Between 2012 and 2020, the number of peering networks has grown from 30 to 71 and new exchange platforms have been set up in Abuja, Kano, and Port Harcourt. More networks and more IXPs increased the amount of Internet traffic exchanged in Nigeria from 300 Mbps to peak traffic of 125 Gbps in Lagos.

Muhammed Rudman started the Internet Exchange Point of Nigeria (IXPN) in 2006, when the industry was developing. Most networks did not peer in Nigeria. One major submarine cable, Sat3, offered services across the country with others getting service via VSATs. This meant ninety-nine percent of websites were hosted abroad.

“The terrain was tough,” says Rudman, an IT veteran and founding Chief Executive Officer of IXPN, which is based in Lagos, Nigeria’s largest city. Approaching Internet service providers, he was often asked how many networks were already peering. Without any networks exchanging traffic, he’d often hear, “When you have a few networks, come back, we’ll peer then.”

Rudman persevered and there was change. “If you don’t connect now to the first IXP who will become a pioneer network?” Such simple messages won ISPs over. Gradually, more ISPs believed in the project. Initially, no partnership agreements were signed to encourage more networks to peer. “To build relationships, we deliberately avoided formal processes in order to focus on peering through shaking of hands,” Rudman says. Later, organizations were requested to sign agreements.

IXPs help in localizing traffic exchange between ISPs in a given market and attract content providers to deliver content more efficiently.

But for an IXP to succeed, it needs a community of passionate people on the ground: policymakers, regulators, and businesses embracing it and working in collaboration to create these essential local traffic anchors and the ecosystem around it.

Collaboration is the key, says Rudman. IXPs affect everyone.

The Nigerian Communication Commission (NCC) provided seed funding to support the initial start up of the IXP. At one point, it was a one-man show.
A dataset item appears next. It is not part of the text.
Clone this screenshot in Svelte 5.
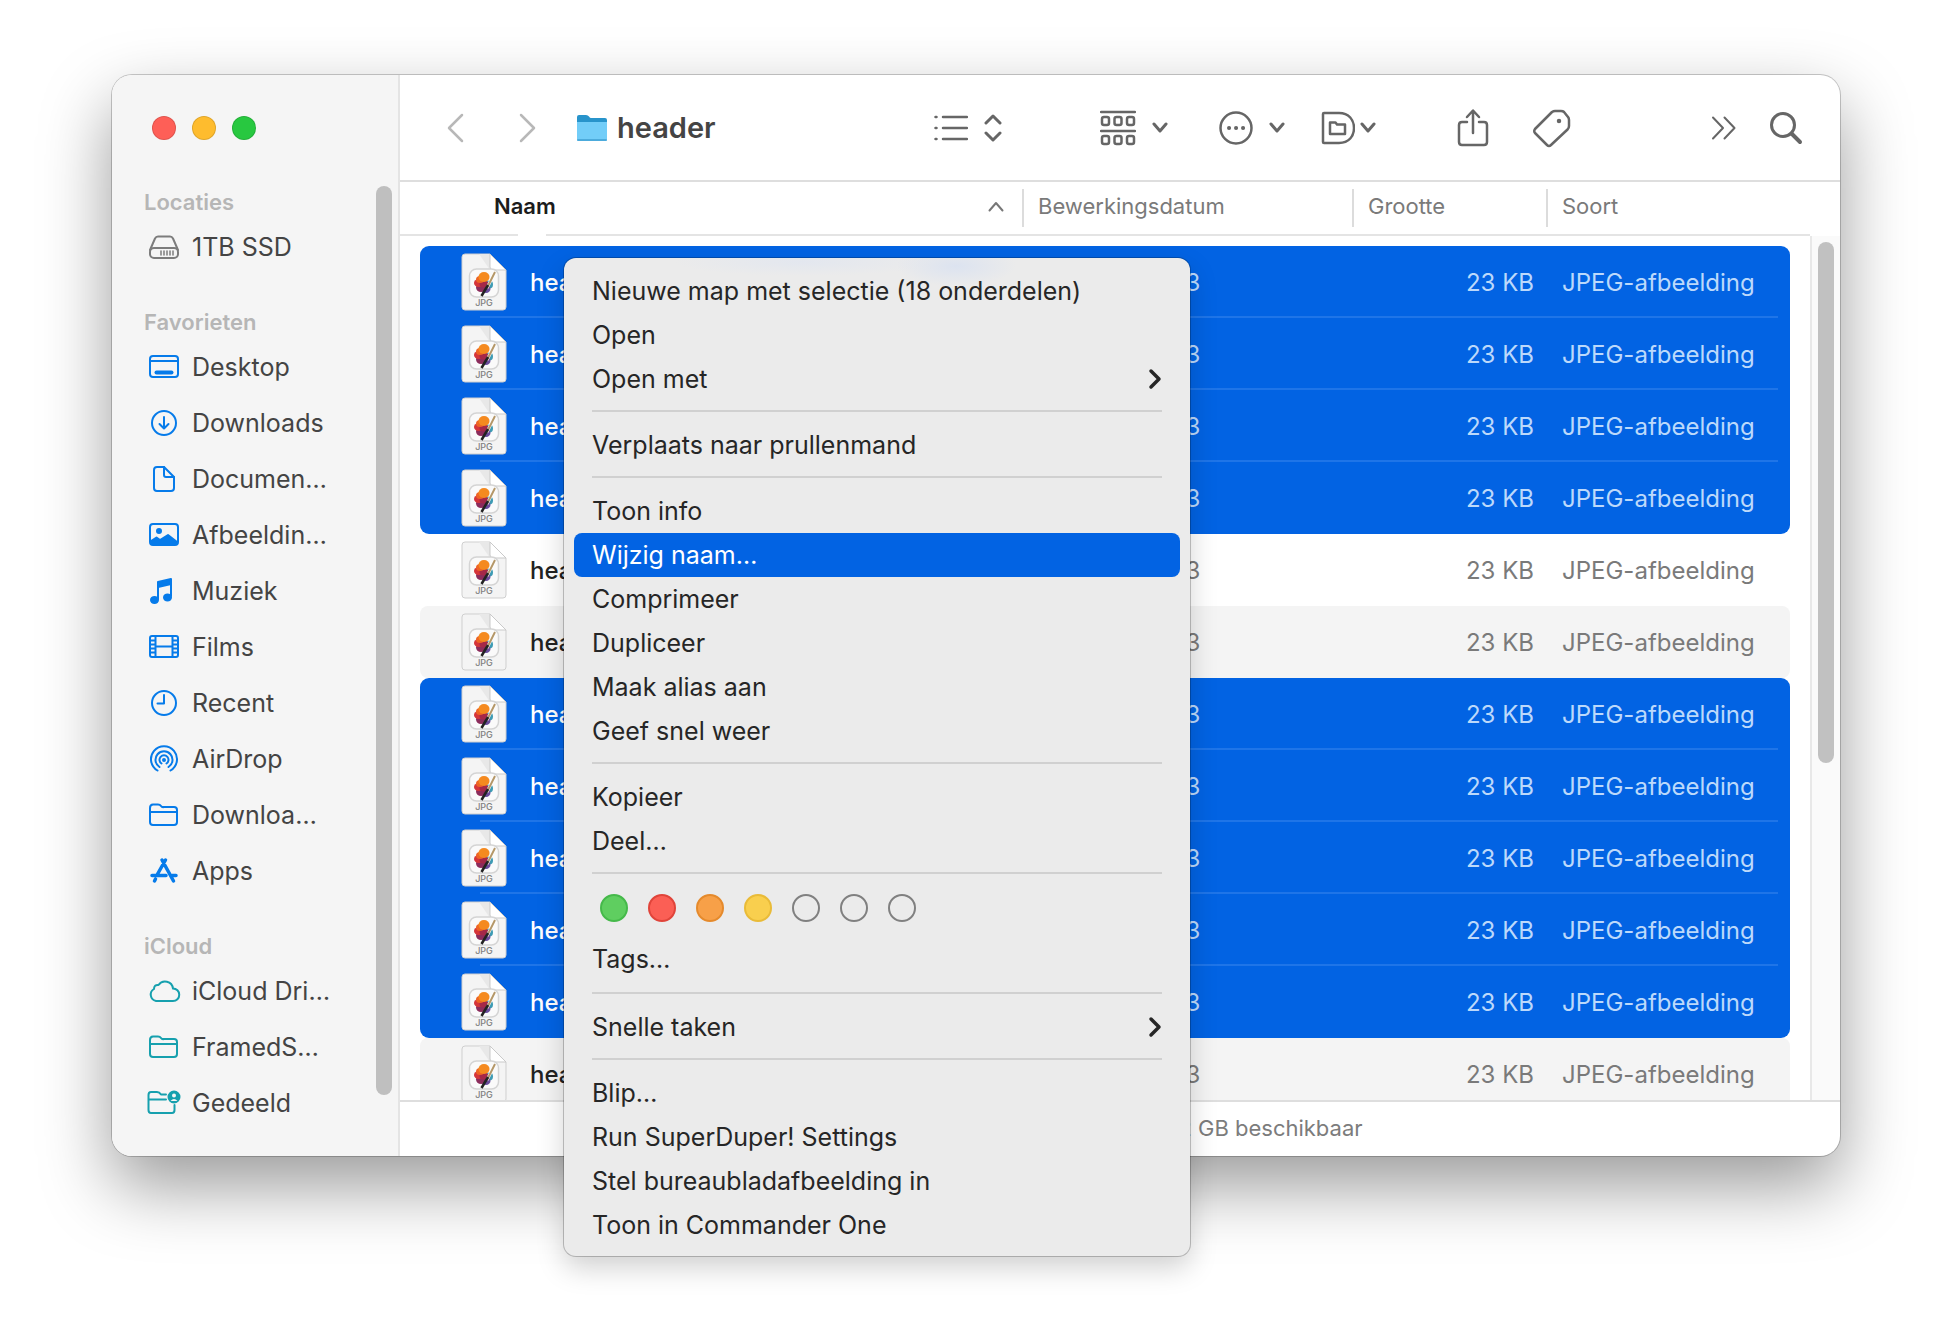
<script>
  const sections = [
    { title: 'Locaties', tone: 'gray', items: [['disk', '1TB SSD']] },
    {
      title: 'Favorieten',
      tone: 'blue',
      items: [
        ['desktop', 'Desktop'],
        ['download', 'Downloads'],
        ['document', 'Documen…'],
        ['picture', 'Afbeeldin…'],
        ['music', 'Muziek'],
        ['film', 'Films'],
        ['clock', 'Recent'],
        ['airdrop', 'AirDrop'],
        ['folder', 'Downloa…'],
        ['apps', 'Apps'],
      ],
    },
    {
      title: 'iCloud',
      tone: 'teal',
      items: [
        ['cloud', 'iCloud Dri…'],
        ['folder', 'FramedS…'],
        ['shared', 'Gedeeld'],
      ],
    },
  ];

  const selection = [1, 1, 1, 1, 0, 0, 1, 1, 1, 1, 1, 0];
  const rows = selection.map((on, i) => ({
    name: `header-${String(i + 1).padStart(2, '0')}.jpg`,
    selected: !!on,
    first: !!on && !selection[i - 1],
    last: !!on && !selection[i + 1],
    striped: !on && i % 2 === 1,
  }));

  const menu = [
    ['Nieuwe map met selectie (18 onderdelen)', 'Open', 'Open met'],
    ['Verplaats naar prullenmand'],
    ['Toon info', 'Wijzig naam…', 'Comprimeer', 'Dupliceer', 'Maak alias aan', 'Geef snel weer'],
    ['Kopieer', 'Deel…'],
    ['Tags…'],
    ['Snelle taken'],
    ['Blip…', 'Run SuperDuper! Settings', 'Stel bureaubladafbeelding in', 'Toon in Commander One'],
  ];
  const submenus = ['Open met', 'Snelle taken'];
  const tags = ['green', 'red', 'orange', 'yellow', 'none', 'none', 'none'];
</script>

{#snippet chevron()}
  <svg class="chev" width="16" height="12" viewBox="0 0 16 12"><path d="M2 2l6 7 6-7" stroke-width="3" /></svg>
{/snippet}

{#snippet sideIcon(kind)}
  <svg class="side-icon" width="36" height="32" viewBox="0 0 36 32" aria-hidden="true">
    {#if kind === 'disk'}
      <path d="M4 19L9 7.500Q10 5.500 12 5.500H24Q26 5.500 27 7.500L32 19" />
      <rect x="4" y="17" width="28" height="10" rx="4" />
      <path d="M15 20v4M18 20v4M21 20v4M24 20v4M27 20v4" stroke-width="1.500" />
    {:else if kind === 'desktop'}
      <rect x="4" y="5" width="28" height="21" rx="3" />
      <path d="M4 10H32" /><path d="M10.500 21.500H25.500" stroke-width="4" />
    {:else if kind === 'download'}
      <circle cx="18" cy="16" r="12" /><path d="M18 10v11M13.500 17l4.500 4.500 4.500-4.500" />
    {:else if kind === 'document'}
      <path d="M8 7Q8 4 11 4H18L28 14V25Q28 28 25 28H11Q8 28 8 25Z" /><path d="M18 4V12Q18 14 20 14H28" />
    {:else if kind === 'picture'}
      <rect x="4" y="5" width="28" height="21" rx="3" /><circle cx="13" cy="12" r="2" class="solid" />
      <path class="solid" d="M5 22L10.500 18.500 14 21 22 16 31 23V25H5Z" />
    {:else if kind === 'music'}
      <path class="solid" d="M12 7L25 4V9L12 12Z" /><path d="M12 8V24M25 5V21" />
      <ellipse class="solid" cx="8.500" cy="25" rx="3.500" ry="3" /><ellipse class="solid" cx="21.500" cy="22.500" rx="3.500" ry="3" />
    {:else if kind === 'film'}
      <rect x="4" y="5" width="28" height="21" rx="2" />
      <path d="M9.500 5V26M26.500 5V26M9.500 15.500H26.500M4 9.500H9M4 13.500H9M4 17.500H9M4 21.500H9M27 9.500H32M27 13.500H32M27 17.500H32M27 21.500H32" />
    {:else if kind === 'clock'}
      <circle cx="18" cy="16" r="12" /><path d="M18 8V16.500H11.500" />
    {:else if kind === 'airdrop'}
      <circle class="solid" cx="18" cy="17" r="1" />
      <path d="M15.500 20.500A4.500 4.500 0 1 1 20.500 20.500M13.500 24A8.500 8.500 0 1 1 22.500 24M11.500 27.500A13 13 0 1 1 24.500 27.500" />
    {:else if kind === 'folder'}
      <path d="M4 9Q4 5.500 7 5.500H12Q14 5.500 15 7T18 8H28Q31 8 31 11V23Q31 26 28 26H7Q4 26 4 23ZM4 13H31" />
    {:else if kind === 'apps'}
      <path d="M19.500 5L11 20M16 5L27.500 26M6 20.500H20M26 20.500H30M9.500 24L8.500 26" stroke-width="3.500" />
    {:else if kind === 'cloud'}
      <path d="M10 26A6.500 6.500 0 0 1 8 14Q8 9.500 12.500 10A8 8 0 0 1 27 13.500A6 6 0 0 1 27 26Z" />
    {:else}
      <path d="M20 7.500H15Q13.500 5 11 5H5Q2.500 5 2.500 8V23Q2.500 26 5 26H26Q28.500 26 28.500 23V18M2.500 12.500H20" />
      <circle class="solid" cx="28" cy="10" r="5.500" />
      <path class="cut" d="M28 6.500a2 2 0 1 1 0 4a2 2 0 1 1 0-4M24.500 14Q28 10 31.500 14Z" />
    {/if}
  </svg>
{/snippet}

{#snippet fileIcon()}
  <svg class="file" width="46" height="60" viewBox="0 0 46 60" aria-hidden="true">
    <path d="M1 5Q1 2 4 2H29L45 18V55Q45 58 42 58H4Q1 58 1 55Z" fill="#f4f4f4" stroke="#cfcfcf" stroke-width="1" />
    <path d="M18 2H29V18Z" fill="#e8e8e8" stroke="none" />
    <path d="M29 2L45 18H32Q29 18 29 15Z" fill="#fff" stroke="#c9c9c9" stroke-width="1" />
    <rect x="8.500" y="17" width="29" height="28" rx="7" fill="#fafafa" stroke="#d4d4d4" stroke-width="1.500" />
    <g stroke="none">
      <ellipse cx="28.500" cy="32.500" rx="3.500" ry="4" fill="#3d9bb4" />
      <ellipse cx="25" cy="37" rx="4.500" ry="4" fill="#6a4c9c" />
      <ellipse cx="20" cy="35.500" rx="5" ry="4.500" fill="#8c2c5c" />
      <ellipse cx="17.500" cy="31" rx="4.500" ry="4" fill="#d5353a" />
      <ellipse cx="23" cy="32" rx="4.500" ry="3.500" fill="#a52848" />
      <ellipse cx="19" cy="27.500" rx="4" ry="3.500" fill="#ee6425" />
      <ellipse cx="23" cy="25" rx="5.500" ry="5" fill="#f58a1f" />
    </g>
    <path d="M34 20L26 36" stroke="#fff" stroke-width="3" />
    <path d="M34 20L26 36" stroke="#b49768" stroke-width="2" />
    <path d="M27 33L20.500 44" stroke="#222" stroke-width="2.500" />
    <text x="23" y="54" text-anchor="middle">JPG</text>
  </svg>
{/snippet}

<main class="page">
  <div class="window">
    <aside class="sidebar">
      <nav>
        <div class="lights">
          <button class="light close" aria-label="Sluit"></button>
          <button class="light minimise" aria-label="Minimaliseer"></button>
          <button class="light zoom" aria-label="Vergroot"></button>
        </div>
        {#each sections as section}
          <h2>{section.title}</h2>
          {#each section.items as [kind, label]}
            <button class="place {section.tone}">{@render sideIcon(kind)}<span>{label}</span></button>
          {/each}
        {/each}
      </nav>
      <div class="side-thumb"></div>
    </aside>

    <section class="content">
      <header class="toolbar">
        <div class="nav">
          <button aria-label="Vorige"><svg class="faint" width="18" height="30" viewBox="0 0 18 30"><path d="M16 2L3 15 16 28" /></svg></button>
          <button aria-label="Volgende"><svg class="faint" width="18" height="30" viewBox="0 0 18 30"><path d="M2 2L15 15 2 28" /></svg></button>
        </div>
        <h1>
          <svg width="30" height="28" viewBox="0 0 30 28">
            <path d="M0 3Q0 1 2 1H9Q11 1 12 2.500T14 4H28Q30 4 30 6V12H0Z" fill="#2894cb" stroke="none" />
            <path d="M0 8H30V25Q30 27 28 27H2Q0 27 0 25Z" fill="#72cdf8" stroke="none" />
            <path d="M1 26H29" stroke="#4cabdc" stroke-width="2" />
          </svg>
          header
        </h1>
        <button class="tool" aria-label="Weergave">
          <svg width="34" height="28" viewBox="0 0 34 28"><path d="M9 3H33M9 14H33M9 25H33M1.500 3H2.500M1.500 14H2.500M1.500 25H2.500" /></svg>
          <svg class="updown" width="18" height="30" viewBox="0 0 18 30"><path d="M2 10L9 3l7 7M2 20l7 7 7-7" stroke-width="3" /></svg>
        </button>
        <button class="tool" aria-label="Groepeer">
          <svg width="36" height="36" viewBox="0 0 36 36">
            <path d="M1 2H35M1 21H35" />
            <g>
              <rect x="2" y="7" width="7" height="8" rx="2" /><rect x="14.500" y="7" width="7" height="8" rx="2" /><rect x="27" y="7" width="7" height="8" rx="2" />
              <rect x="2" y="26" width="7" height="8" rx="2" /><rect x="14.500" y="26" width="7" height="8" rx="2" /><rect x="27" y="26" width="7" height="8" rx="2" />
            </g>
          </svg>
          {@render chevron()}
        </button>
        <button class="tool" aria-label="Taken">
          <svg width="34" height="34" viewBox="0 0 34 34"><circle cx="17" cy="17" r="15.500" /><path d="M10 17h.1M17 17h.1M24 17h.1" stroke-width="4" /></svg>
          {@render chevron()}
        </button>
        <button class="tool tight" aria-label="Map">
          <svg width="34" height="34" viewBox="0 0 34 34">
            <path d="M3 2H18C28 2 33 9 33 17S28 32 18 32H3Q2 32 2 31V3Q2 2 3 2Z" />
            <path d="M9 11.500H14.500L16 13.500H24V23H9Z" />
          </svg>
          {@render chevron()}
        </button>
        <button class="tool" aria-label="Deel">
          <svg width="32" height="40" viewBox="0 0 32 40"><path d="M10 14H5Q2 14 2 17V34Q2 37 5 37H27Q30 37 30 34V17Q30 14 27 14H22M16 25V3M10 9l6-6.500L22 9" /></svg>
        </button>
        <button class="tool" aria-label="Tags">
          <svg width="40" height="40" viewBox="0 0 40 40">
            <path d="M20 4Q21.500 3 23 3H29Q31 3 32 4L36 9Q37 10 37 12V18Q37 20 35.500 21.500L19 37Q17 39 15 37L3 25Q1.500 23 3 21Z" /><circle class="dot" cx="27" cy="13" r="1" />
          </svg>
        </button>
        <button class="tool" aria-label="Meer">
          <svg width="26" height="24" viewBox="0 0 26 24"><path d="M2 1.500L12 12 2 22.500M13.500 1.500L23.500 12 13.500 22.500" stroke-width="2" /></svg>
        </button>
        <button class="tool" aria-label="Zoek">
          <svg width="34" height="34" viewBox="0 0 34 34"><circle cx="14" cy="14" r="11.500" stroke-width="3" /><path d="M22.500 22.500L31 31" stroke-width="4" /></svg>
        </button>
      </header>

      <div class="list">
        <div class="files">
          <table>
            <colgroup><col class="c-edge" /><col class="c-name" /><col class="c-date" /><col class="c-size" /><col /><col class="c-edge" /></colgroup>
            <thead>
              <tr>
                <th></th>
                <th class="name">
                  <span>Naam<svg width="16" height="11" viewBox="0 0 16 11"><path d="M1.500 9.500L8 2l6.500 7.500" stroke-width="2" /></svg></span>
                </th>
                <th class="ruled">Bewerkingsdatum</th>
                <th class="ruled">Grootte</th>
                <th class="ruled">Soort</th>
                <th></th>
              </tr>
            </thead>
            <tbody>
              {#each rows as row}
                <tr class:selected={row.selected} class:first={row.first} class:last={row.last} class:striped={row.striped}>
                  <td></td>
                  <td class="fill start"><div class="entry">{@render fileIcon()}{row.name}</div></td>
                  <td class="fill">Vandaag 11:33</td>
                  <td class="fill size">23 KB</td>
                  <td class="fill end">JPEG-afbeelding</td>
                  <td></td>
                </tr>
              {/each}
            </tbody>
          </table>
        </div>
        <div class="track"><div class="thumb"></div></div>
      </div>

      <footer>18 van 36 geselecteerd, 40,52 GB beschikbaar</footer>
    </section>
  </div>

  <div class="menu" role="menu">
    {#each menu as group, g}
      {#if g > 0}<hr />{/if}
      {#if group[0] === 'Tags…'}
        <div class="tags">
          {#each tags as tag}<button class="tag {tag}" aria-label="Tag"></button>{/each}
        </div>
      {/if}
      {#each group as item}
        <button class="item" class:active={item === 'Wijzig naam…'} class:after-tags={item === 'Tags…'} role="menuitem">
          {item}
          {#if submenus.includes(item)}
            <svg width="14" height="22" viewBox="0 0 14 22"><path d="M3 3l8 8-8 8" /></svg>
          {/if}
        </button>
      {/each}
    {/each}
  </div>
</main>

<style>
  :global(body) { margin: 0; background: #fff; }
  .page {
    position: relative;
    box-sizing: border-box;
    min-height: 100vh;
    padding: 75px 112px 100px;
    overflow: hidden;
    font-family: Inter, 'Liberation Sans', sans-serif;
    font-size: 25px;
    color: #262626;
  }
  button { border: 0; padding: 0; margin: 0; background: none; font: inherit; color: inherit; text-align: left; }
  svg { flex: none; fill: none; stroke: currentColor; stroke-width: 2.5; stroke-linecap: round; stroke-linejoin: round; }

  .window {
    display: grid;
    grid-template-columns: 288px minmax(0, 1fr);
    border-radius: 20px;
    overflow: hidden;
    background: #fff;
    box-shadow: 0 0 0 1px rgba(0, 0, 0, 0.2), 0 30px 70px rgba(0, 0, 0, 0.4);
  }

  .sidebar { display: flex; box-sizing: border-box; background: #f5f5f5; border-right: 2px solid #e4e4e4; padding-right: 6px; }
  nav { flex: 1; min-width: 0; padding-bottom: 25px; }
  .side-thumb { width: 16px; margin: 111px 0 61px; border-radius: 8px; background: #bfbfbf; }
  .lights { display: flex; gap: 16px; height: 80px; padding: 41px 0 0 40px; box-sizing: border-box; }
  .light { width: 24px; height: 24px; border-radius: 50%; border: 1px solid rgba(0, 0, 0, 0.12); }
  .close { background: #fe5f57; }
  .minimise { background: #febc2e; }
  .zoom { background: #28c840; }
  h2 { margin: 0; padding: 30px 0 0 32px; font-size: 22px; line-height: 34px; font-weight: 600; color: #b6b6b6; }
  .place { display: flex; align-items: center; gap: 10px; width: 100%; height: 56px; padding-left: 34px; color: #444; white-space: nowrap; }
  .side-icon { stroke-width: 2; }
  .side-icon .solid, .dot { fill: currentColor; }
  .side-icon .cut { fill: #f5f5f5; stroke: none; }
  .gray .side-icon { color: #7c7c7c; }
  .blue .side-icon { color: #067bea; }
  .teal .side-icon { color: #16a0ae; }

  .content { display: flex; flex-direction: column; min-width: 0; }
  .toolbar {
    display: grid;
    grid-template-columns: 177px minmax(0, 1fr) 166px 119px 102px 136px 75px 179px 58px 71px;
    align-items: center;
    height: 107px;
    box-sizing: border-box;
    border-bottom: 2px solid #dedede;
    color: #666;
  }
  .nav { display: flex; gap: 55px; padding-left: 46px; }
  .nav button, .tool { display: flex; align-items: center; }
  .faint { color: #b8b8b8; }
  h1 { display: flex; align-items: center; gap: 10px; margin: 0; font-size: 29px; font-weight: 600; color: #444; }
  .tool { gap: 16px; }
  .tool.tight { gap: 5px; }

  .list { display: flex; flex: 1 1 0; min-height: 0; overflow: hidden; }
  .files { flex: 1; min-width: 0; }
  table { width: 100%; table-layout: fixed; border-collapse: separate; border-spacing: 0; font-size: 24px; color: #7a7a7a; }
  .c-edge { width: 20px; }
  .c-name { width: 602px; }
  .c-date { width: 330px; }
  .c-size { width: 194px; }
  th { height: 54px; padding: 0 0 4px; font-size: 22px; font-weight: 400; text-align: left; border-bottom: 2px solid #e4e4e4; box-sizing: border-box; }
  th.name { position: relative; padding: 0 18px 4px 74px; font-weight: 600; color: #1c1c1c; }
  th.name::after { content: ''; position: absolute; left: 98px; bottom: -2px; width: 28px; height: 2px; background: #fff; }
  th.name span { display: flex; align-items: center; justify-content: space-between; }
  th.name svg { color: #777; }
  th.ruled { padding-left: 16px; background: linear-gradient(#dcdcdc, #dcdcdc) 0 50% / 2px 38px no-repeat; }
  tbody::before { content: ''; display: block; height: 10px; }
  td { height: 72px; padding: 0; box-sizing: border-box; white-space: nowrap; overflow: hidden; }
  td.fill { padding-left: 16px; }
  td.start { padding-left: 41px; }
  td.size { padding-right: 12px; text-align: right; }
  .entry { display: flex; align-items: center; gap: 23px; font-weight: 500; color: #222; }
  .file { stroke-linecap: butt; }
  .file text { fill: #808080; stroke: none; font-size: 9px; font-weight: 500; }
  .striped .fill { background: #f4f4f4; }
  .striped .start { border-radius: 8px 0 0 8px; }
  .striped .end { border-radius: 0 8px 8px 0; }
  .selected .fill { background: #0263e3 linear-gradient(#1f75e8, #1f75e8) 0 100% / 100% 2px no-repeat; color: #bcd9fb; }
  .selected .start { background-size: calc(100% - 60px) 2px; background-position: 100% 100%; }
  .selected .end { background-size: calc(100% - 12px) 2px; }
  .last .fill { background-image: none; }
  .selected .entry { color: #fff; }
  .first .start { border-top-left-radius: 9px; }
  .first .end { border-top-right-radius: 9px; }
  .last .start { border-bottom-left-radius: 9px; }
  .last .end { border-bottom-right-radius: 9px; }

  .track { flex: none; width: 30px; margin-top: 54px; padding: 6px 6px 0; box-sizing: border-box; background: #fafafa; border-left: 2px solid #e8e8e8; }
  .thumb { width: 16px; height: 521px; border-radius: 8px; background: #c1c1c1; }
  footer { height: 56px; box-sizing: border-box; border-top: 2px solid #dedede; font-size: 22px; line-height: 52px; text-align: center; color: #7c7c7c; white-space: nowrap; }

  .menu {
    position: absolute;
    left: 564px;
    top: 258px;
    display: flex;
    flex-direction: column;
    width: 626px;
    box-sizing: border-box;
    padding: 11px 10px 9px;
    border-radius: 12px;
    background:
      radial-gradient(ellipse 60px 20px at 392px 8px, #dce3f0, transparent),
      radial-gradient(ellipse 130px 14px at 240px 4px, #e3e7ef, transparent),
      #ebebeb;
    box-shadow: 0 0 0 1px rgba(0, 0, 0, 0.22), 0 12px 28px rgba(0, 0, 0, 0.18);
  }
  .item { display: flex; align-items: center; justify-content: space-between; width: 100%; height: 44px; padding: 0 18px; border-radius: 8px; white-space: nowrap; }
  .item svg { stroke-width: 3.500; }
  .item.active { background: #0263e3; color: #fff; }
  .after-tags { margin-bottom: 2px; }
  hr { height: 2px; margin: 9px 18px 11px; border: 0; background: #d0d0d0; }
  .tags { display: flex; gap: 20px; height: 52px; padding: 9px 26px 0; box-sizing: border-box; }
  .tag { width: 28px; height: 28px; border-radius: 50%; border: 2px solid #808080; }
  .green { background: #5fce60; border-color: #45b94a; }
  .red { background: #fb5f55; border-color: #e0443a; }
  .orange { background: #f7a048; border-color: #e58a2c; }
  .yellow { background: #f9cf4e; border-color: #e9bb38; }
</style>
Rudman ran the accounts, administration, and advocated for peering. “I was determined to see the project working,” he says.

Because the Internet was only in the big cities, Rudman’s initial focus was in Lagos. He then expanded to other regions. IXPN now has points of presence in Lagos, Abuja, Port Harcourt, Kano, and Enugu – five of the country’s regions. The next destination will be in the northeast of the country.

In Abuja, traffic has significantly improved.  There is more localization of content, he says with a hint of satisfaction. He sees further opportunity for growth in people creating content in their local languages. Each region in Nigeria has its own language.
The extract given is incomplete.